George Soros has pumped $37 million into the Working Families Party and a fleet of other far-left groups propping up Zohran Mamdani’s mayoral campaign, all while Mamdani rails against billionaire influence—leaving New Yorkers to wonder if the city is about to be bought and paid for by outside interests with an anti-American agenda.
At a Glance
- Zohran Mamdani, self-proclaimed democratic socialist, wins the Democratic primary for NYC mayor with major backing from Soros-funded groups.
- George Soros’ Open Society network funneled $37 million to the Working Families Party and nine other progressive organizations supporting Mamdani since 2016.
- Mamdani’s platform includes rent freezes, city-run grocery stores, a $30 minimum wage, and aggressive new taxes targeting “richer and whiter neighborhoods.”
- Business leaders and moderate Democrats sound the alarm about economic collapse and hypocrisy as billionaire cash bankrolls anti-billionaire politics.
Soros Millions Fuel the Far-Left Takeover of NYC Politics
In what many New Yorkers are calling the most brazen political hijacking in city history, Assemblyman Zohran Mamdani—darling of the democratic socialist movement—has rocketed to the front of the 2025 mayoral race. The fuel for his meteoric rise? A tidal wave of Soros-linked cash. Financial disclosures show the Open Society Foundation and its affiliates have poured at least $37 million since 2016 into the Working Families Party and a network of nine other progressive groups that mobilized for Mamdani’s campaign. While Mamdani’s team maintains he hasn’t received direct donations from Soros himself, the money trail is clear: the groups doing Mamdani’s heavy lifting, from get-out-the-vote to media blitzes, are flush with funds from the world’s most notorious left-wing billionaire.
That’s right, the same George Soros who bankrolls open borders, anti-police agitation, and radical prosecutors from coast to coast is now underwriting the most extreme mayoral agenda the Big Apple has ever seen. The Working Families Party alone has received a staggering $23.7 million from Soros-linked entities. Add another $14 million funneled to other aligned nonprofits—like Move On, Jewish Voice for Peace Action, and Make the Road Action—and suddenly the “grassroots” uprising looks a lot like an oligarch’s hostile takeover. This is political influence at a scale that makes Tammany Hall look like a bake sale.
The Hypocrisy Olympics: Anti-Billionaire Crusader, Billionaire-Backed Machine
Zohran Mamdani has built his brand attacking wealth and demonizing anyone who’s ever signed the front of a paycheck. He’s called for sky-high property taxes on “richer and whiter neighborhoods” and declared, “I don’t think that we should have billionaires, frankly.” Yet the entire infrastructure keeping his campaign afloat—from field staff to media consultants—runs on cash from the billionaire class. The irony is enough to make any rational observer’s head spin. While Mamdani rails against “oligarchy and corporate dominance,” he’s literally being propelled by the king of oligarchic political spending himself.

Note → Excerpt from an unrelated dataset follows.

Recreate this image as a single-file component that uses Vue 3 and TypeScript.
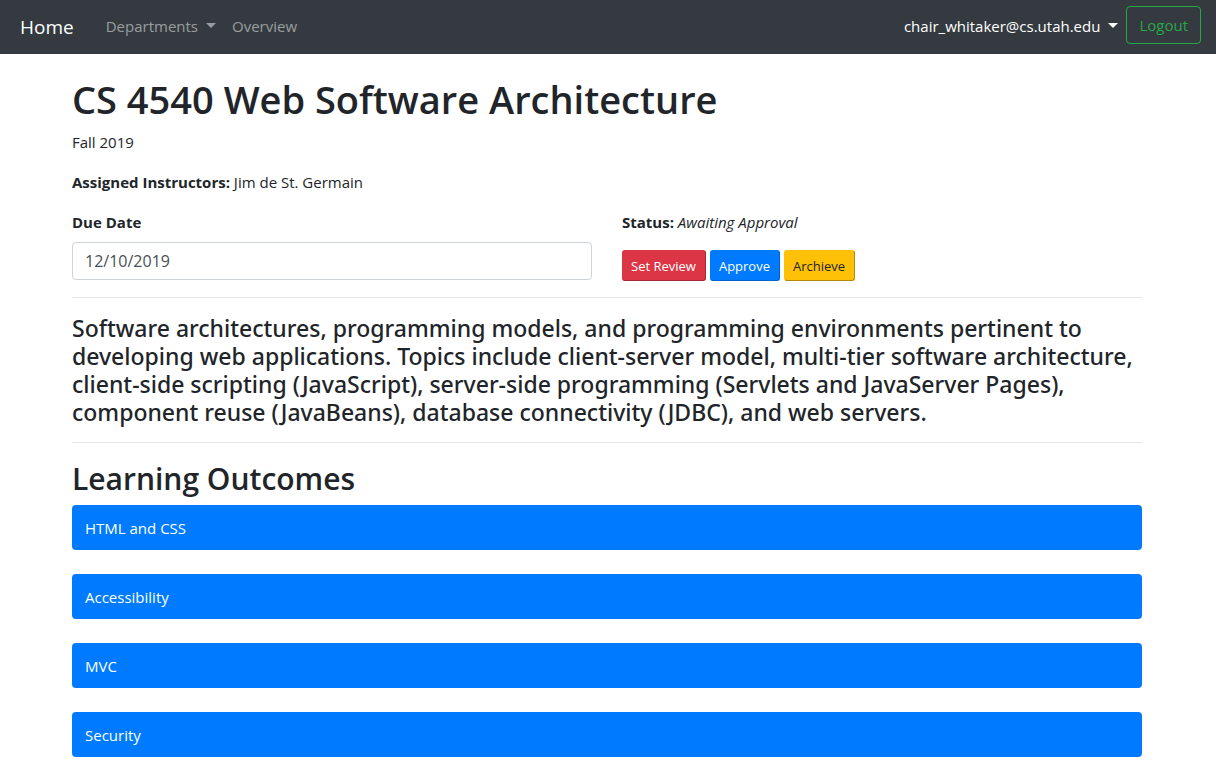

Business leaders and moderates aren’t buying the populist act. Supermarket magnate John Catsimatidis warns the city’s economy will implode if Mamdani’s tax hikes and city-run grocery store fantasies become law. “If you punish job creators and reward activists, you get empty shelves and closed businesses,” he says. Even Eric Adams, running as an independent after being ejected from the far-left coalition, blasted Mamdani for “screaming about billionaires with one hand while pocketing their money with the other.” The hypocrisy doesn’t stop there: as calls to abolish the police and unleash city-run housing grow louder, the only folks getting safer and richer are the nonprofit executives and consultants living off Soros’ largesse.
Radical Agenda: NYC as a Socialist Laboratory
Mamdani’s policy wish list reads like a fever dream cooked up in a faculty lounge: city-run grocery stores, free buses, rent freezes, 200,000 new affordable housing units, universal child care, and a $30 minimum wage. The bill for this utopian experiment? Astronomical. Yet with Soros money greasing every wheel and the Working Families Party organizing a disciplined ranked-choice voting operation, Mamdani steamrolled his way to a 56% primary victory, leaving Andrew Cuomo and Eric Adams in the dust. National progressives like Alexandria Ocasio-Cortez and Bernie Sanders wasted no time parachuting in with endorsements, further cementing the city’s transformation into a testing ground for the far left’s wildest dreams.
This isn’t just another election—it’s a calculated ideological coup. Mamdani’s coalition, built on the bones of the city’s old Democratic establishment, is poised to replace pragmatic governance with a parade of “equity” schemes, punishing taxes, and endless government expansion. Business leaders warn of an exodus, with some threatening to reduce operations or flee the city outright. And yet, the nonprofit-industrial complex is alive and well, growing fat off taxpayer subsidies and billionaire handouts, all while ordinary New Yorkers wonder who will pay the price when the bill comes due.